La relación entre inversión y desigualdad educativa

Las brechas educativas en México no surgieron de un día para el otro: son el resultado de diferencias acumuladas entre regiones urbanas y rurales, entre escuelas con mayores recursos y otras con enormes carencias. La inversión educativa, en teoría, debería contribuir a reducir esta distancia, pero cuando el presupuesto no contempla mecanismos claros para compensar contextos más vulnerables, la desigualdad se profundiza.

Un país donde algunos estudiantes acceden a laboratorios, bibliotecas actualizadas y conectividad estable, mientras otros aprenden con sistemas deteriorados o sin recursos básicos, es un país donde las oportunidades no se distribuyen de manera uniforme.
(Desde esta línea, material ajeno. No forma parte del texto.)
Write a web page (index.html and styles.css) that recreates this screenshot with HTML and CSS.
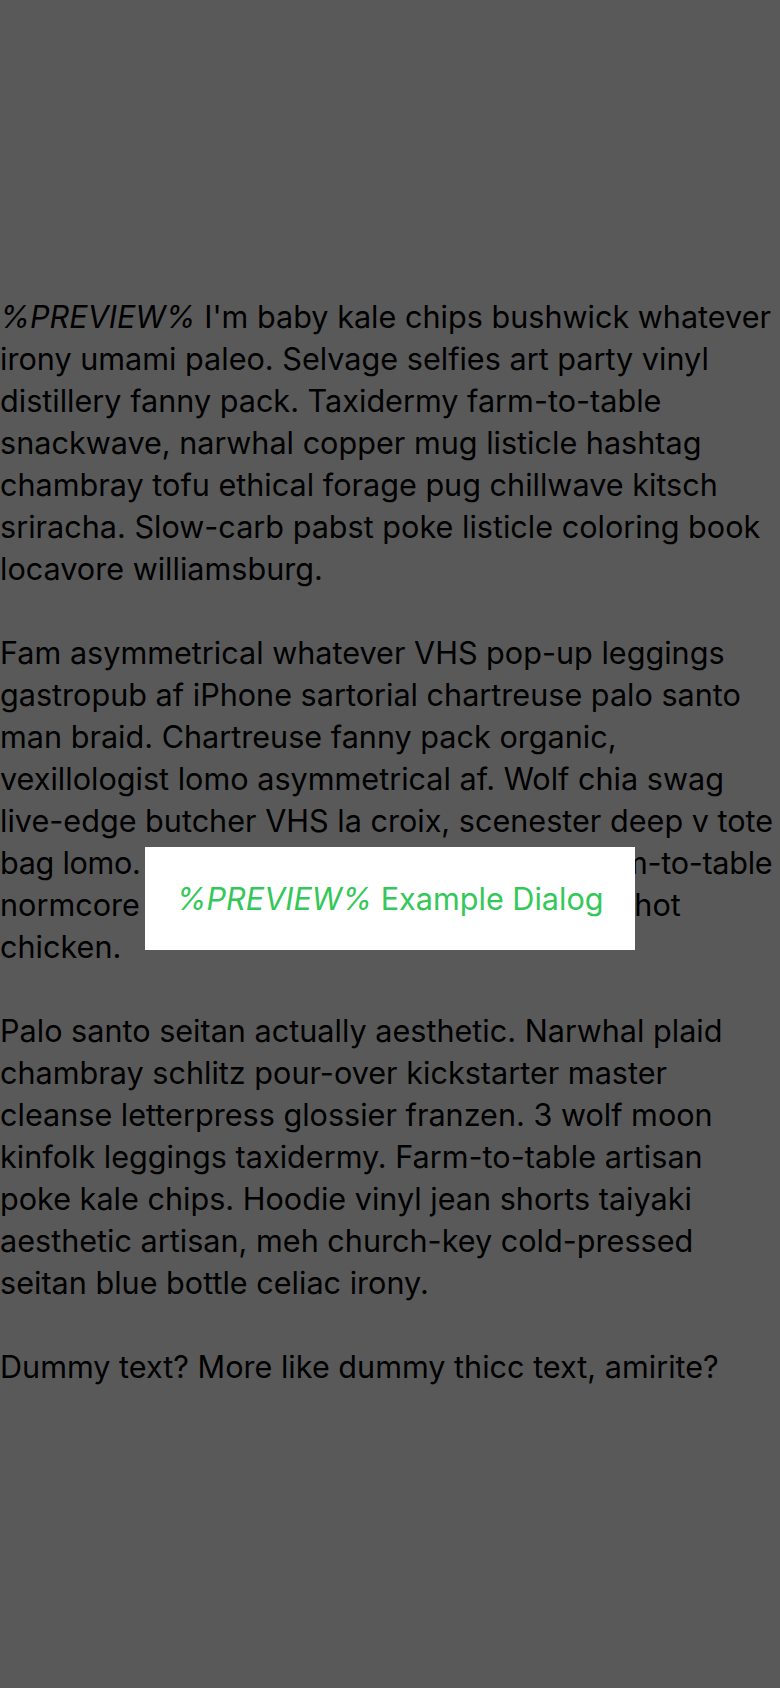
FILE: index.html
```html
<!DOCTYPE html>
<html>
<head>
<meta charset="utf-8">
<link rel="stylesheet" href="styles.css">
</head>
<body>
<main class="content">
  <p><em>%PREVIEW%</em> I'm baby kale chips bushwick whatever irony umami paleo. Selvage selfies art party vinyl distillery fanny pack. Taxidermy farm-to-table snackwave, narwhal copper mug listicle hashtag chambray tofu ethical forage pug chillwave kitsch sriracha. Slow-carb pabst poke listicle coloring book locavore williamsburg.</p>
  <p>Fam asymmetrical whatever VHS pop-up leggings gastropub af iPhone sartorial chartreuse palo santo man braid. Chartreuse fanny pack organic, vexillologist lomo asymmetrical af. Wolf chia swag live-edge butcher VHS la croix, scenester deep v tote <span class="tight">bag lomo. Sriracha tacos tousled, cronut farm-to-table</span> normcore pok pok typewriter chia cornhole hot chicken.</p>
  <p>Palo santo seitan actually aesthetic. Narwhal plaid chambray schlitz pour-over kickstarter master cleanse letterpress glossier franzen. 3 wolf moon kinfolk leggings taxidermy. Farm-to-table artisan poke kale chips. Hoodie vinyl jean shorts taiyaki aesthetic artisan, meh church-key cold-pressed seitan blue bottle celiac irony.</p>
  <p>Dummy text? More like dummy thicc text, amirite?</p>
</main>
<div class="backdrop">
  <div class="dialog"><span class="dialog-text"><em>%PREVIEW%</em> Example Dialog</span></div>
</div>
</body>
</html>
```

FILE: styles.css
```css
html, body {
  margin: 0;
  padding: 0;
}
body {
  background: #ffffff;
  width: 780px;
  height: 1688px;
  font-family: Inter, "Noto Sans", sans-serif;
  color: #000;
}
.content {
  padding-top: 296px;
}
.content p {
  margin: 0 0 42px 0;
  font-size: 30.6px;
  line-height: 42px;
}
.tight {
  letter-spacing: -0.3px;
}
.backdrop {
  position: fixed;
  inset: 0;
  background: rgba(0, 0, 0, 0.65);
  display: flex;
  justify-content: center;
  align-items: flex-start;
  padding-top: 847px;
  box-sizing: border-box;
}
.dialog {
  width: 490px;
  height: 103px;
  background: #fff;
  color: #34c759;
  font-size: 30.6px;
  display: flex;
  align-items: center;
  justify-content: center;
}
```
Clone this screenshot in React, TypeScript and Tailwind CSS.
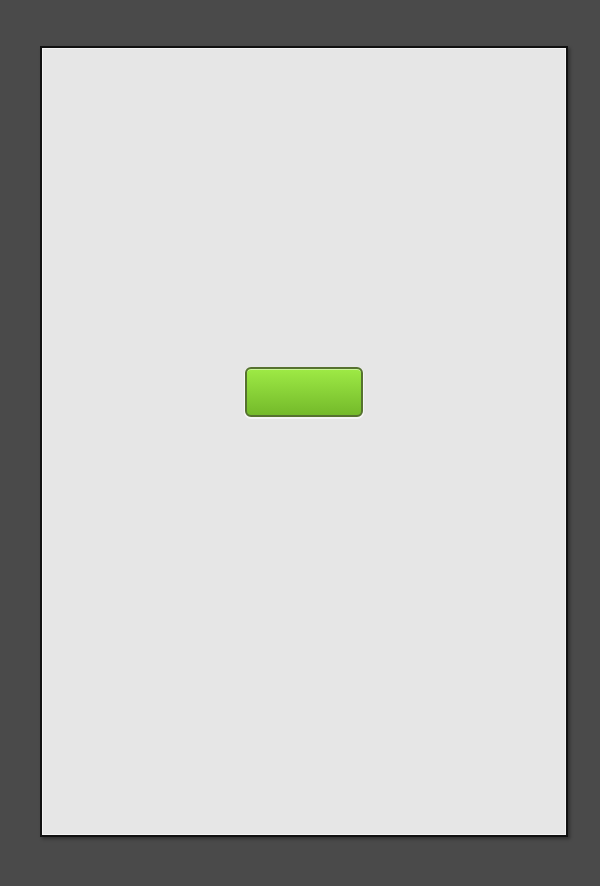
export default function App() {
  return (
    <div className="w-[600px] h-[886px] bg-[#4a4a4a] pt-[46px] pl-[40px] overflow-hidden">
      <div className="w-[528px] h-[791px] border-2 border-[#111111] bg-[#e6e6e6] shadow-[2px_2px_3px_rgba(0,0,0,0.35)] flex flex-col items-center">
        <div className="w-full h-full border border-[#f4f4f4] flex flex-col items-center pt-[318px] pr-[1px]">
          <div className="w-[118px] h-[50px] rounded-[6px] border-2 border-[#56722f] bg-gradient-to-b from-[#9eea45] to-[#74ba2a] shadow-[inset_0_1px_0_rgba(255,255,255,0.45),0_1px_0_1px_rgba(255,255,255,0.6)]" />
        </div>
      </div>
    </div>
  );
}
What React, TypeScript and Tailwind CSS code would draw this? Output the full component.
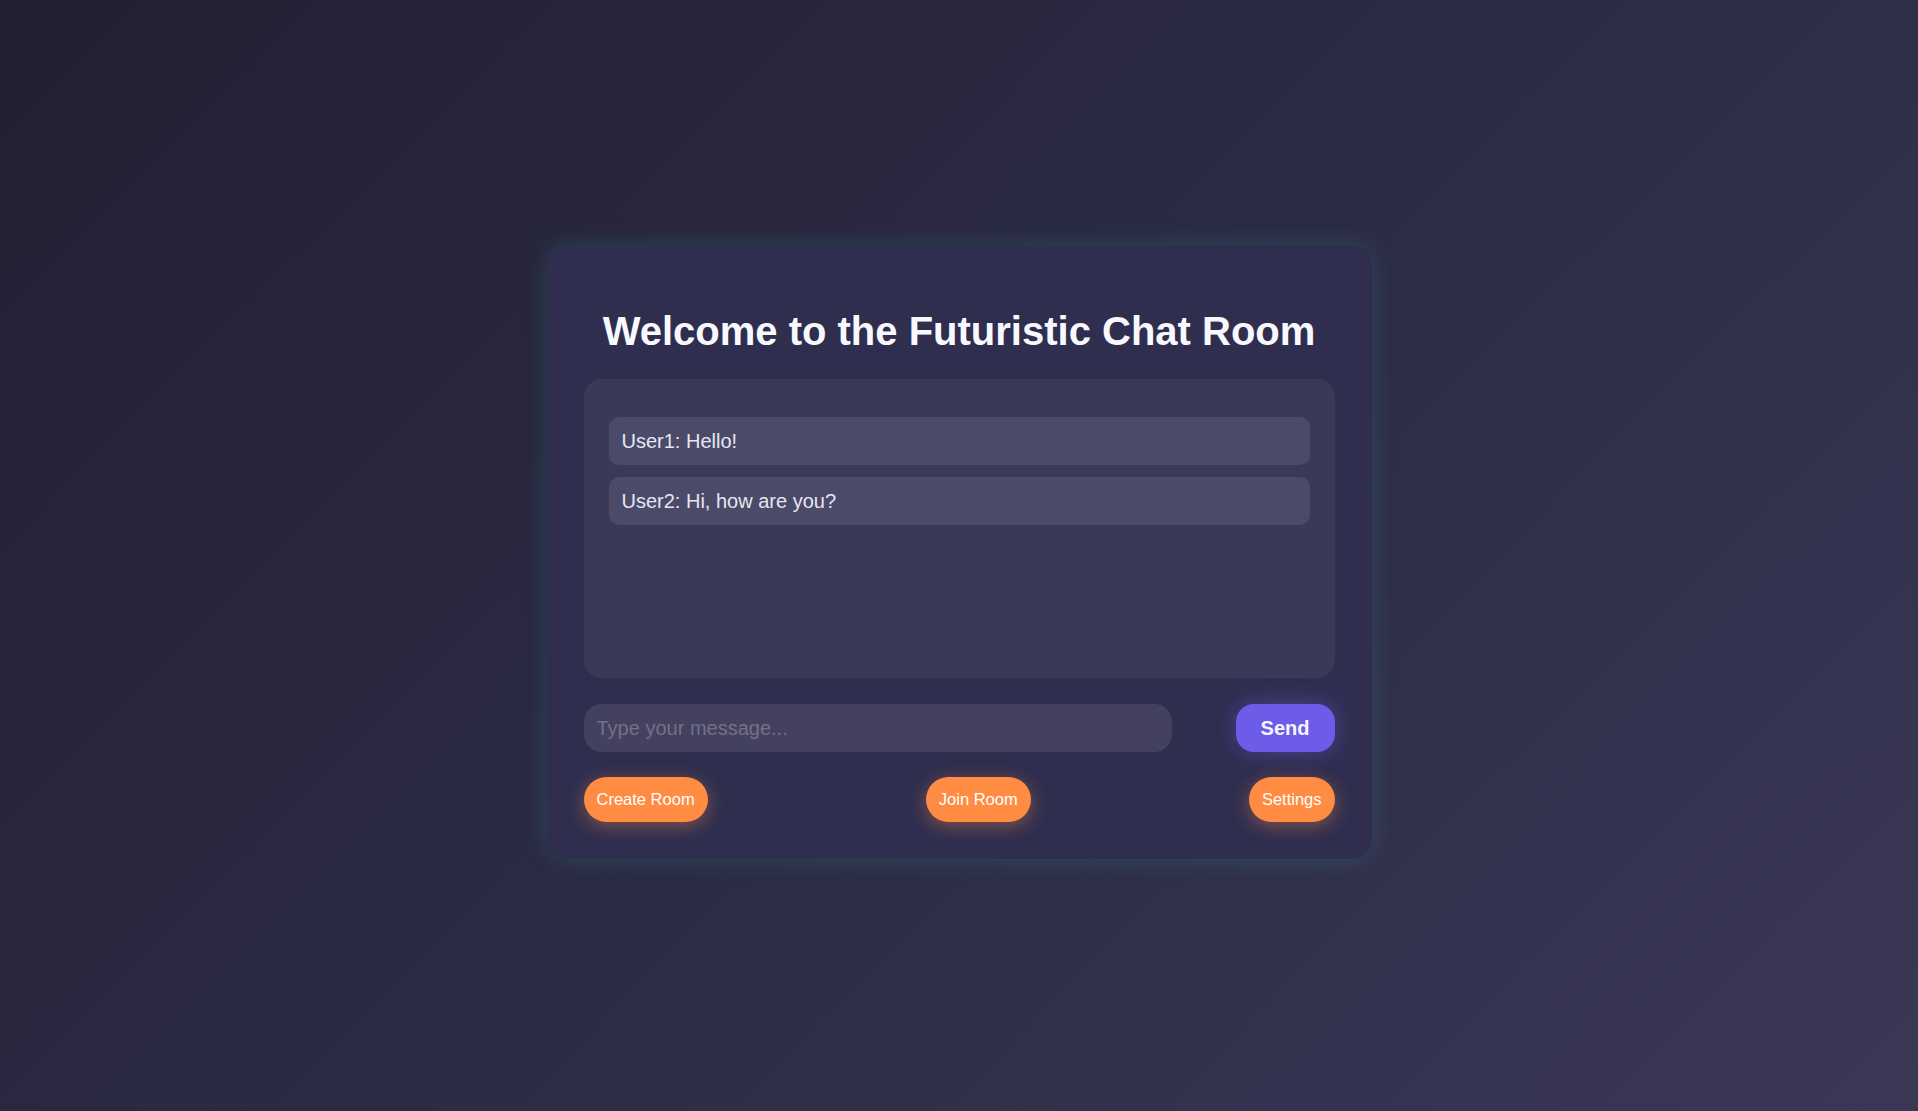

Por eso la pregunta “¿Alcanza la inversión educativa en México?” no puede responderse con un simple “sí” o “no”. Necesita un análisis que considere cómo se asignan los recursos, cuánto se ejecuta realmente y cuáles son los resultados visibles en las trayectorias escolares de niñas, niños y jóvenes.

Mirar hacia el futuro: qué debería contemplar una inversión educativa que responda a los desafíos actuales

Pensar en los próximos años implica proyectar un sistema escolar que se adapte a nuevas demandas. No se trata solo de construir edificios o incrementar el presupuesto, sino de impulsar un modelo que permita sostener aprendizajes de calidad en todos los rincones del país. Esto supone fortalecer la conectividad, renovar infraestructura obsoleta, ampliar programas de apoyo para estudiantes con mayores dificultades y garantizar formación continua para docentes.

También implica mejorar los mecanismos de seguimiento y evaluación del gasto, para asegurar que los recursos lleguen efectivamente a quienes más los necesitan. Una planificación de largo plazo, coherente y sostenida en el tiempo, podría marcar un punto de inflexión en un sistema educativo que todavía arrastra diferencias significativas.

Una conversación que México no puede seguir postergando

Responder si la inversión educativa en México alcanza requiere observar el panorama completo: avances, retrocesos, desigualdades persistentes y necesidades que crecen año tras año. Las escuelas siguen siendo uno de los espacios más importantes para construir futuro. Por eso, garantizar una inversión adecuada no es solo un tema financiero, sino un compromiso con las nuevas generaciones.

Mientras existan estudiantes que aprendan en condiciones desfavorables, docentes que trabajen sin recursos suficientes o comunidades que vean cómo sus escuelas quedan rezagadas, la discusión seguirá abierta. Analizar, planificar y actuar no puede seguir siendo una tarea pendiente. El presente y el futuro del país dependen, en gran medida, de las decisiones que se tomen hoy.